There was also considerable disparity between social commentators and politicians before the programme commenced. Welsh secretary Peter Hain raised the issue to the BBC Trust that they should be blocked from appearing on the show - because they are not a ‘lawfully constituted party.’
The BBC impartial stance means that it has, and always will, give airtime to all political parties giving the public a chance to hear the full range of political perspectives.
Mark Byford Deputy Director General of the BBC, in reply to criticism levied at the BBC, said: “What was important for the BBC was to fulfil its charter obligations of dual impartiality, once they (BNP) had won those two seats (at the European election) they passed the threshold with their six per cent share of the vote, for us to invite them on to Question Time.”
So, was it right that the BBC allowed Griffin to appear on Question Time? Question Time always have members of the three main political parties sitting on the panel, and also from time-to-time invites fringe party’s such as the UK Independence Party (UKIP) the Green Party and George Galloway’s Respect Party (who himself always inspires a mix of emotions) onto the panel.
As a political party the BNP, that won two seats in the European Parliament, equalling the Green Party, and receiving nearly a million votes at the last European elections, has evidently earned the right for an invitation on to the show?
But can the BNP be seen as a ‘normal political party’ when most of the issues that they raise have to do with immigration and indigenous Briton’s.
Jack Straw mentioned right at the very start of the show how no other party in their mandate has to say they are not a racist or fascist party, alluding to some of the BNP’s more extremist views on the Islamic faith.
While critics of the BNP’s believe that their campaigns are ill judged and do nothing but spout lies and play on the feelings of disenchanted voters surrounding issues such as immigration, and issue that the main political parties are shying away from.

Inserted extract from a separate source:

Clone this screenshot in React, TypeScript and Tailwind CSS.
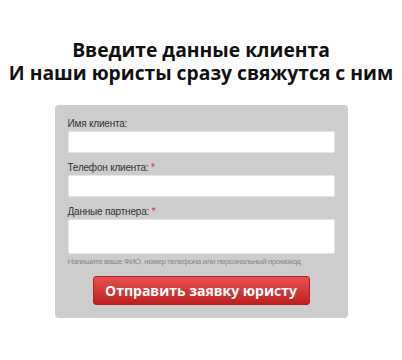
export default function App() {
  return (
    <main className="h-[360px] w-[402px] bg-white pt-[38px]">
      <h1 className="text-center font-['Open_Sans',sans-serif] text-[19.3px] font-bold leading-[23px] text-[#111]">
        Введите данные клиента
        <br />
        И наши юристы сразу свяжутся с ним
      </h1>

      <form className="mx-auto mt-[21px] w-[293px] rounded-[4px] bg-[#cdcdcd] px-[13px] pb-[13px] pt-[12px] font-['Liberation_Sans',Arial,sans-serif]">
        <label className="block text-[10px] leading-[14px] tracking-[-0.2px] text-[#333]">Имя клиента:</label>
        <input
          type="text"
          className="block h-[22px] w-full rounded-[2px] border border-[#e6e6e6] bg-white"
        />

        <label className="mt-[8px] block text-[10px] leading-[14px] tracking-[-0.2px] text-[#333]">
          Телефон клиента: <span className="text-[#e02b2b]">*</span>
        </label>
        <input
          type="text"
          className="block h-[22px] w-full rounded-[2px] border border-[#e6e6e6] bg-white"
        />

        <label className="mt-[8px] block text-[10px] leading-[14px] tracking-[-0.2px] text-[#333]">
          Данные партнера: <span className="text-[#e02b2b]">*</span>
        </label>
        <textarea className="block h-[35px] w-full resize-none rounded-[2px] border border-[#e6e6e6] bg-white" />
        <p className="mt-[2px] whitespace-nowrap text-[8px] leading-[11px] tracking-[-0.4px] text-[#888]">
          Напишите ваше ФИО, номер телефона или персональный промокод
        </p>

        <div className="mt-[9px] flex justify-center">
          <button
            type="button"
            className="h-[29px] w-[217px] rounded-[3px] border border-[#b51c1c] bg-gradient-to-b from-[#e65050] to-[#c01d1d] font-['Open_Sans',sans-serif] text-[14px] font-bold text-white"
          >
            Отправить заявку юристу
          </button>
        </div>
      </form>
    </main>
  );
}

Immigration is likely to be a hot topic at the next general election and there is an overwhelming feeling of the need for an open debate on the subject.
The need to find new ways of communication between the electorate and voters was a striking symbol of this programme. With the exception of the debate from Grimsby, when Labour MP Margaret Beckett was booed by a Question Time audience angered by the expenses scandal revealed by the Daily Telegraph, it is hard to recall a previous Question Time’s when the main topical issue of the week (the two day postal strike) was not even mentioned. The result was, with every question focused on BNP policy Nick Griffin was given the chance to accuse the BBC of changing the format to direct all questions at him, which is undoubtedly what happened that evening.
It is very rare for Question Time to be dominated by one subject and the need to find new ways of communication between the electorate and voters was apparent and a striking symbol of this programme. Undoubtedly, Nick Griffin expected “a fair old political rough and tumble” throwing around such accusations beforehand lambasting the Labour Party and accusing them of “paying for the demonstrators to turn up and protest.” In times of voter apathy, however, some people really feel that a vote for the BNP would spark a real debate on immigration in the House of Commons.
Overall his mannerisms in front of the camera were that of man who knew he was in for some scathing criticism from audience members and his view on the gay community kissing in public, as “creepy” did nothing to change his public image.
However, in the end this was nothing but a win win situation for the BNP and Nick Griffin. The publicity surrounding this event before and after has propelled their party onto the front pages of all the national papers and it was the biggest talking point on the social networking site Twitter on the day of the show.
With stories now emerging on the BBC website this week, suggesting they could be invited back on an annual basis, with the likelihood also that the BNP will be able to have a party political broadcast screened on the BBC in the run up to the next general election will spark further emotions.
The genie has well and truly been released from the bottle and there is no putting it back, the BNP if voting patterns continue will play a small but significant part in British politics in the years to come, this will not be the last time they debate political issues at the top table in the future.